In Joseph Roth’s The Radetzky March, the ageing Emperor Franz Joseph regrets the drab field-grey that has replaced his army’s once-colourful uniforms, seeing in it a premonition of an empire — a world — soon to be defeated and broken up. Franz Joseph is present in Act One of Robert Carsen’s new production of Der Rosenkavalier, right there in the Marschallin’s boudoir: I counted at least four portraits of the old man, gazing phlegmatically down on the sexually charged capers below. And the men in grey are there too. In Carsen’s conception, Baron Ochs and his yobbish retinue are cavalry officers, plotting on one side of the room, while on the other gorgeously dressed fashion models resembling drawings by Erté parade and pose. It’s 1911, the year of the opera’s première, and we all know — as Richard Strauss and his co-creator Hugo von Hofmannsthal did not — what happens next. It’s a point elegantly made.

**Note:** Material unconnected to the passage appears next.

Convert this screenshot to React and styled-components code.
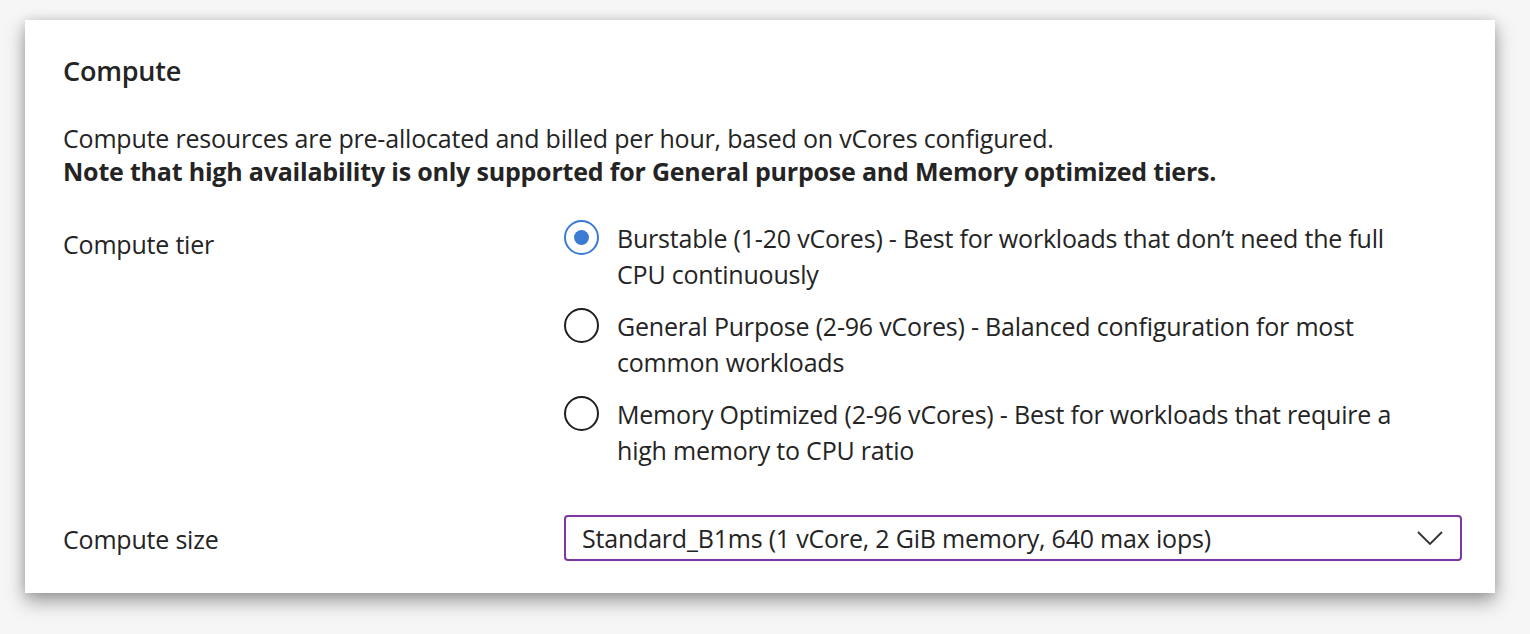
import React, { useState } from "react";
import styled, { createGlobalStyle } from "styled-components";

const Global = createGlobalStyle`
  html, body { margin: 0; padding: 0; background: #f6f6f6; }
  body { font-family: "Open Sans", "Noto Sans", sans-serif; color: #242424; }
  * { box-sizing: border-box; }
`;

const Page = styled.div`
  padding: 20px 35px 41px 25px;
`;

const Card = styled.section`
  background: #fff;
  width: 1470px;
  height: 573px;
  padding: 36px 38px 32px 38px;
  box-shadow: 0 8px 18px rgba(0, 0, 0, 0.38), 0 0 10px rgba(0, 0, 0, 0.1);
`;

const Heading = styled.h2`
  margin: 0;
  font-size: 27px;
  line-height: 30px;
  font-weight: 600;
  letter-spacing: -0.2px;
`;

const Description = styled.p`
  margin: 36px 0 0;
  font-size: 25px;
  line-height: 33px;
  letter-spacing: -0.2px;
`;

const Strong = styled.strong`
  font-weight: 700;
  display: block;
`;

const FieldRow = styled.div`
  display: grid;
  grid-template-columns: 501px 898px;
  align-items: ${(p) => p.$align || "start"};
  margin-top: ${(p) => p.$top}px;
`;

const Label = styled.div`
  font-size: 25px;
  line-height: 36px;
  padding-top: ${(p) => p.$pad || 0}px;
  letter-spacing: -0.2px;
`;

const RadioList = styled.div`
  display: flex;
  flex-direction: column;
  gap: 16px;
`;

const Option = styled.label`
  display: flex;
  align-items: flex-start;
  gap: 18px;
  cursor: pointer;
`;

const Circle = styled.span`
  flex: none;
  width: 35px;
  height: 35px;
  border-radius: 50%;
  border: 2px solid ${(p) => (p.$checked ? "#3b7bd4" : "#1f1f1f")};
  display: flex;
  align-items: center;
  justify-content: center;
  &::after {
    content: "";
    width: 15px;
    height: 15px;
    border-radius: 50%;
    background: #3b7bd4;
    display: ${(p) => (p.$checked ? "block" : "none")};
  }
`;

const OptionText = styled.span`
  font-size: 25px;
  line-height: 36px;
  max-width: 795px;
  letter-spacing: -0.2px;
`;

const Select = styled.div`
  height: 46px;
  border: 2px solid #7c38a0;
  border-radius: 4px;
  display: flex;
  align-items: center;
  justify-content: space-between;
  padding: 0 16px 0 16px;
  font-size: 25px;
  letter-spacing: -0.2px;
`;

const options = [
  "Burstable (1-20 vCores) - Best for workloads that don\u2019t need the full CPU continuously",
  "General Purpose (2-96 vCores) - Balanced configuration for most common workloads",
  "Memory Optimized (2-96 vCores) - Best for workloads that require a high memory to CPU ratio",
];

export default function App() {
  const [sel, setSel] = useState(0);
  return (
    <>
      <Global />
      <Page>
        <Card>
          <Heading>Compute</Heading>
          <Description>
            Compute resources are pre-allocated and billed per hour, based on vCores configured.
            <Strong>
              Note that high availability is only supported for General purpose and Memory optimized tiers.
            </Strong>
          </Description>
          <FieldRow $top={32}>
            <Label $pad={6}>Compute tier</Label>
            <RadioList>
              {options.map((o, i) => (
                <Option key={i} onClick={() => setSel(i)}>
                  <Circle $checked={sel === i} />
                  <OptionText>{o}</OptionText>
                </Option>
              ))}
            </RadioList>
          </FieldRow>
          <FieldRow $top={47} $align="center">
            <Label $pad={2}>Compute size</Label>
            <Select>
              <span>Standard_B1ms (1 vCore, 2 GiB memory, 640 max iops)</span>
              <svg width="28" height="16" viewBox="0 0 28 16" fill="none">
                <path d="M2 2 L14 14 L26 2" stroke="#333" strokeWidth="1.8" />
              </svg>
            </Select>
          </FieldRow>
        </Card>
      </Page>
    </>
  );
}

Then in Act Two Carsen makes it again, with all the subtlety of a howitzer. Two howitzers, in fact: hulking great Skoda siege-guns. Paul Steinberg’s designs place Sophie’s betrothal ceremony in a Wiener Moderne armaments showroom, a mere adjunct to her father Faninal’s latest sales pitch. Got the message yet? Carsen’s worried you haven’t. At the end of the opera, he doesn’t so much subvert Strauss and Hofmannsthal’s graceful pay-off as violate it. If you found the ending of Blackadder Goes Forth moving and powerful and not at all cheap, manipulative and crass, you might enjoy Carsen’s closing gambit.


By then we’d already seen the chambre séparée where Ochs attempts his seduction transformed into a high-end brothel complete with nudity and a transvestite maître d’, and Octavian — at this point, in Hofmannsthal’s Mozart-inspired scenario, pretending to be a timid chambermaid —attempting to fellate him in a basque and an Eddie Izzard wig. I suppose none of this should come as a surprise. The whole production is essentially a retread of Carsen’s 2004 Salzburg staging, which back then made quite an impression on critics who hadn’t witnessed Jonathan Miller doing the whole pre-1914 thing with rather more finesse at ENO in 1994. What to say? It got a lot of laughs.

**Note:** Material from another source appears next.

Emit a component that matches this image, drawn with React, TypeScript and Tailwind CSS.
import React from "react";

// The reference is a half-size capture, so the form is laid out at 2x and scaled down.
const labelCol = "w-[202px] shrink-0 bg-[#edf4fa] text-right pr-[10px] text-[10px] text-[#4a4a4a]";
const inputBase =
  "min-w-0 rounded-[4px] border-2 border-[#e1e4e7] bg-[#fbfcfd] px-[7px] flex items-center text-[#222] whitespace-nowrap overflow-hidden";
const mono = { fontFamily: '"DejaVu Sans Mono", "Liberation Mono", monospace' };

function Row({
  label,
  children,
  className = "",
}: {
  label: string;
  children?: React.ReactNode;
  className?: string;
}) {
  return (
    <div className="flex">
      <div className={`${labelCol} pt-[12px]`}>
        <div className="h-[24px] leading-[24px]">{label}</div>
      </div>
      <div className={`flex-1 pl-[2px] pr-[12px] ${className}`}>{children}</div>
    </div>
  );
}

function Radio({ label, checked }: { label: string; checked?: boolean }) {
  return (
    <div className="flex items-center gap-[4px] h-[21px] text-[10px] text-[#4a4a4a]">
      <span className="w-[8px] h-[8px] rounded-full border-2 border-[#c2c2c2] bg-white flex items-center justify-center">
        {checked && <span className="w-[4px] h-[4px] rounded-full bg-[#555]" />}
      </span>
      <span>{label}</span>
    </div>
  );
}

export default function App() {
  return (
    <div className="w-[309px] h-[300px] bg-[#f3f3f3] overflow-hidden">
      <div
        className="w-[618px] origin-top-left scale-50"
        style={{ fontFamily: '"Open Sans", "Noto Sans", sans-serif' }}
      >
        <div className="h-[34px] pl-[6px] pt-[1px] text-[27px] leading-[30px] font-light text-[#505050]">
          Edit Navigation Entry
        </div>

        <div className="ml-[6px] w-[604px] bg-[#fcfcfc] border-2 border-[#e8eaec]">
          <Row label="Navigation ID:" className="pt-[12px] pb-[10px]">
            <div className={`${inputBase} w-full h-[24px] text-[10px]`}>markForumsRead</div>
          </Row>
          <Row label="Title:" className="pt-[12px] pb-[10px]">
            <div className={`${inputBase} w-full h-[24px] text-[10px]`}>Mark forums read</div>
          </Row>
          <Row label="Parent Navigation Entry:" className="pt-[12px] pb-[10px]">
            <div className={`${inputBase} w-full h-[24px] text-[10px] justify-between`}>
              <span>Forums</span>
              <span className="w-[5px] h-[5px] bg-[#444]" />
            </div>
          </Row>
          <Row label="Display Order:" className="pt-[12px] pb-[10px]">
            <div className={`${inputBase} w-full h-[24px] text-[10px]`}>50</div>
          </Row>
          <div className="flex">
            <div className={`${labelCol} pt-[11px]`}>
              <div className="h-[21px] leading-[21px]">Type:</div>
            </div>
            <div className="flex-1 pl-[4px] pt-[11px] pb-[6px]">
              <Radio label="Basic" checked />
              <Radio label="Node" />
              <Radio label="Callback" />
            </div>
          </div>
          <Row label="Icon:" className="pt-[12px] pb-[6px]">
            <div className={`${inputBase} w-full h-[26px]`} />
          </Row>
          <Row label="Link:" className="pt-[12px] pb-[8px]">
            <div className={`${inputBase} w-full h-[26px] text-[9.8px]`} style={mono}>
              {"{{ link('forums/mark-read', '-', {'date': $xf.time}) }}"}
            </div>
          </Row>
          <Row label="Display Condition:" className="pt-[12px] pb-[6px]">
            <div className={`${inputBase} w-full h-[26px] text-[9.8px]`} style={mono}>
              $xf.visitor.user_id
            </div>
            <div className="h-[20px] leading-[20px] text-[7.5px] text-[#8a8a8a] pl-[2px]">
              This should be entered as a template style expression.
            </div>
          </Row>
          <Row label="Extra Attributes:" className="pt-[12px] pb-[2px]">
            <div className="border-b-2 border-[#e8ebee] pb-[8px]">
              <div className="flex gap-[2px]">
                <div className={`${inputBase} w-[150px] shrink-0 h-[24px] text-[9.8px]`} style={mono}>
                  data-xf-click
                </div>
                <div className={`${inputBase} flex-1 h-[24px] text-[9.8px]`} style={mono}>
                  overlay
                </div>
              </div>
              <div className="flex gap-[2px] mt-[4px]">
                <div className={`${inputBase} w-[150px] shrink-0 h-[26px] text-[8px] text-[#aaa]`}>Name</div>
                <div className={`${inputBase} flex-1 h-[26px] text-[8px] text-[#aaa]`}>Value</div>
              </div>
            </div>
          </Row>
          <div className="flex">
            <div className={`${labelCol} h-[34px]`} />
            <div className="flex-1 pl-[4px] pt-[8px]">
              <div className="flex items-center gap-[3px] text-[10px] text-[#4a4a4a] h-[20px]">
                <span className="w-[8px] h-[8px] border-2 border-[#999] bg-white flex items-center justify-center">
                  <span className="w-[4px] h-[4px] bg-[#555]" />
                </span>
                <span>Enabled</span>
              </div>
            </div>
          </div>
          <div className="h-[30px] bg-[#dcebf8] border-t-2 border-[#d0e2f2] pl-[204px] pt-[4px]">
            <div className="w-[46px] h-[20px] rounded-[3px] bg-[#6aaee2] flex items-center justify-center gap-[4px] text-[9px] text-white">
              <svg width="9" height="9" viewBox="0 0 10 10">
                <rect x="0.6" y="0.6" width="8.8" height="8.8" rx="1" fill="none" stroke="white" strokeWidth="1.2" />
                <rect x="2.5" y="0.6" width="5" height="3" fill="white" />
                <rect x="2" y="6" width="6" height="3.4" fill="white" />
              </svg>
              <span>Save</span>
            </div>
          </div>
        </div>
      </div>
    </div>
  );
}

But with a cast like this it could — should — have done more. Renée Fleming has suggested that this will be her penultimate outing as the Marschallin and, to be blunt, that seems shrewd. Her tuning is occasionally sour, and she sounded underpowered. She still projects enormous warmth, though, and hers was a gentler, lighter-hearted Marschallin than (say) Ylva Kihlberg’s recent portrayal at Opera North, spicing her Act One monologues with flashes of indignation but letting go at the opera’s close with the sweetest of smiles. Alice Coote’s brightly sung Octavian struts like a turkey cock, a teenager who really can’t believe his luck, and Sophie Bevan plays Sophie as his direct counterpart: spunky, flirtatious, at one point (bravo, Mr Carsen, bravo) tearing off her wedding dress in public.

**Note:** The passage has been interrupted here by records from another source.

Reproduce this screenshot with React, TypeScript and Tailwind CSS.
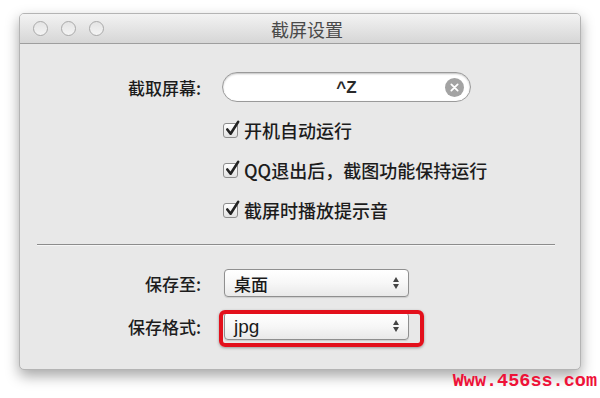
import type { ReactNode } from "react";

const cjk = "font-['Noto_Sans_CJK_SC','Noto_Sans',sans-serif]";

function Light() {
  return (
    <span className="h-[15px] w-[15px] rounded-full border-[1.5px] border-[#a9a9a9] bg-gradient-to-b from-[#e4e4e4] to-[#f4f4f4]" />
  );
}

function Check({ label }: { label: ReactNode }) {
  return (
    <div className="flex h-[20px] items-center gap-[6px]">
      <span className="relative h-[15px] w-[15px] shrink-0 rounded-[3px] border border-[#8d8d8d] bg-gradient-to-b from-[#ffffff] to-[#e2e2e2]">
        <svg
          viewBox="0 0 18 18"
          className="absolute -top-[4px] left-[0px] h-[17px] w-[17px]"
        >
          <path
            d="M3.5 10 L7 14.5 L15 2"
            fill="none"
            stroke="#222"
            strokeWidth="2.8"
            strokeLinecap="round"
            strokeLinejoin="round"
          />
        </svg>
      </span>
      <span className={`${cjk} text-[18px] font-medium leading-none text-[#1c1c1c]`}>
        {label}
      </span>
    </div>
  );
}

function Select({ value, latin }: { value: string; latin?: boolean }) {
  return (
    <div className="flex h-[28px] w-[185px] items-center justify-between rounded-[4px] border border-[#8f8f8f] bg-gradient-to-b from-[#ffffff] via-[#f7f7f7] to-[#e9e9e9] pl-[9px] pr-[9px] shadow-[0_1px_1px_rgba(0,0,0,0.12)]">
      <span
        className={`${
          latin
            ? "font-['Liberation_Sans',sans-serif] text-[19px]"
            : `${cjk} text-[17px] font-medium`
        } leading-none text-[#1a1a1a]`}
      >
        {value}
      </span>
      <span className="flex flex-col items-center gap-[2px]">
        <span className="h-0 w-0 border-x-[3px] border-b-[5px] border-x-transparent border-b-[#444]" />
        <span className="h-0 w-0 border-x-[3px] border-t-[5px] border-x-transparent border-t-[#444]" />
      </span>
    </div>
  );
}

function Label({ children }: { children: ReactNode }) {
  return (
    <div className={`${cjk} w-[181px] text-right text-[17px] font-medium leading-none text-[#1c1c1c]`}>
      {children}
    </div>
  );
}

export default function App() {
  return (
    <div className="relative h-[398px] w-[600px] overflow-hidden bg-white">
      <div className="ml-[19px] mt-[13px] flex h-[357px] w-[562px] flex-col overflow-hidden rounded-[5px] border border-[#b4b4b4] bg-[#e8e8e8] shadow-[0_6px_14px_rgba(0,0,0,0.35)]">
        <div className="relative flex h-[30px] items-center border-b border-[#9e9e9e] bg-gradient-to-b from-[#f3f3f3] to-[#d6d6d6]">
          <div className="flex items-center gap-[13px] pl-[13px]">
            <Light />
            <Light />
            <Light />
          </div>
          <div
            className={`${cjk} absolute inset-x-0 top-[4px] pl-[14px] text-center text-[18px] leading-[22px] text-[#4a4a4a]`}
          >
            截屏设置
          </div>
        </div>

        <div className="flex flex-col">
          <div className="mt-[28px] flex items-center gap-[21px]">
            <Label>截取屏幕:</Label>
            <div className="relative flex h-[30px] w-[249px] items-center justify-center rounded-full border border-[#9a9a9a] bg-white shadow-[inset_0_1px_2px_rgba(0,0,0,0.25)]">
              <span className="font-['Liberation_Sans',sans-serif] text-[17px] font-bold leading-none text-[#2a2a2a]">
                ^Z
              </span>
              <span className="absolute right-[6px] top-[5px] flex h-[19px] w-[19px] items-center justify-center rounded-full bg-[#a3a3a3]">
                <svg viewBox="0 0 10 10" className="h-[9px] w-[9px]">
                  <path d="M1.5 1.5 L8.5 8.5 M8.5 1.5 L1.5 8.5" stroke="#fff" strokeWidth="2" strokeLinecap="round" />
                </svg>
              </span>
            </div>
          </div>

          <div className="ml-[203px] mt-[18px] flex flex-col gap-[20px]">
            <Check label="开机自动运行" />
            <Check label="QQ退出后，截图功能保持运行" />
            <Check label="截屏时播放提示音" />
          </div>

          <div className="ml-[17px] mr-[25px] mt-[24px] h-[2px] border-t border-[#8c8c8c] bg-[#f6f6f6]" />

          <div className="mt-[23px] flex items-center gap-[23px]">
            <Label>保存至:</Label>
            <Select value="桌面" />
          </div>

          <div className="mt-[15px] flex items-center gap-[23px]">
            <Label>保存格式:</Label>
            <div className="relative">
              <Select value="jpg" latin />
              <div className="absolute -bottom-[7px] -left-[5px] -right-[15px] -top-[2px] rounded-[6px] border-[4px] border-[#e3101c] shadow-[0_1px_3px_rgba(0,0,0,0.35)]" />
            </div>
          </div>
        </div>
      </div>

      <div className="absolute right-[3px] top-[371px] font-['Liberation_Mono',monospace] text-[18.5px] font-bold leading-[22px] text-[#ee1238]">
        Www.456ss.com
      </div>
    </div>
  );
}
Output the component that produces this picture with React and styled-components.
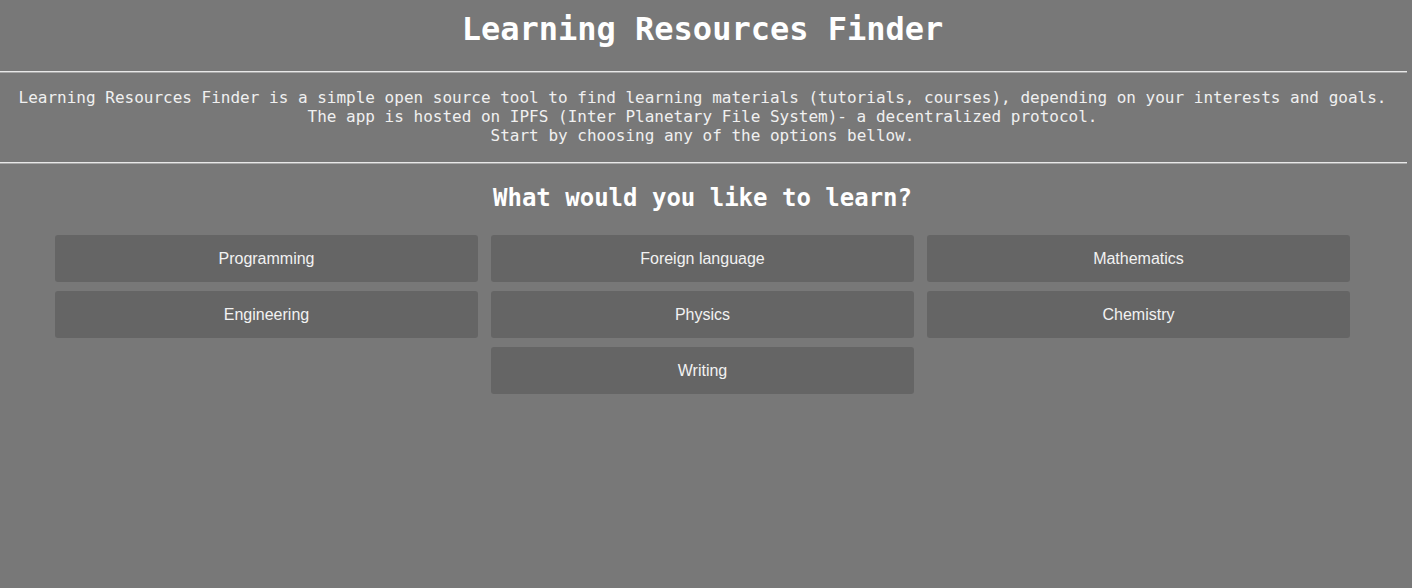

In fact, they all seem to be more or less cheerfully complicit in the game of love — the whole quid pro quo, as Ochs calls it — and Matthew Rose’s ruddy-cheeked, moustachioed Baron sang with such genial charm that your sympathies tilted dangerously in his direction. And then there was the sheer seductive beauty of Andris Nelsons’s conducting — erupting with Elektra-like force at one moment, letting the orchestra melt into textures of diaphanous sensuality the next; sweeping the music forward in a heady hormonal flush or lightly caressing a waltz rhythm. On this evidence, Nelsons is destined for the Kleiber class, which made Carsen’s nosedive between first act and last even more frustrating. Few operas layer their resonances with more sophistication than Der Rosenkavalier. Carsen seizes on one that’s self-evident — sex — and another that’s barely there — war — and slaps us about the face with them.

I wish there was more space to praise the RNCM’s production of Offenbach’s La Vie Parisienne, in which the director Stuart Barker did a sort of reverse Carsen — beginning with a big concept (we’re in the 1930s: cute costumes) and then letting the piece revert naturally to its daffy, champagne-operetta self. Done with this kind of brio, Offenbach doesn’t need megastar voices, just youthful and attractive ones —though Margarita Wood as glovemaker-on-the-make Gabrielle and Alexandra Lowe as the courtesan Métella stood out for vocal brilliance and phrasing respectively. The back projections of Parisian nightlife glittered and glowed, and with a witty translation coupled to clear diction all the gags landed. The student orchestra sounded like they were enjoying it too, and why wouldn’t they? Offenbach’s score springs fresh and pure from the same divinely inspired source as Mozart and Johann Strauss. It all tumbled exuberantly off the stage: funny, delicious, a perfect Christmas treat. Something which, for whatever reason, none of our major companies seemed capable of giving us this year.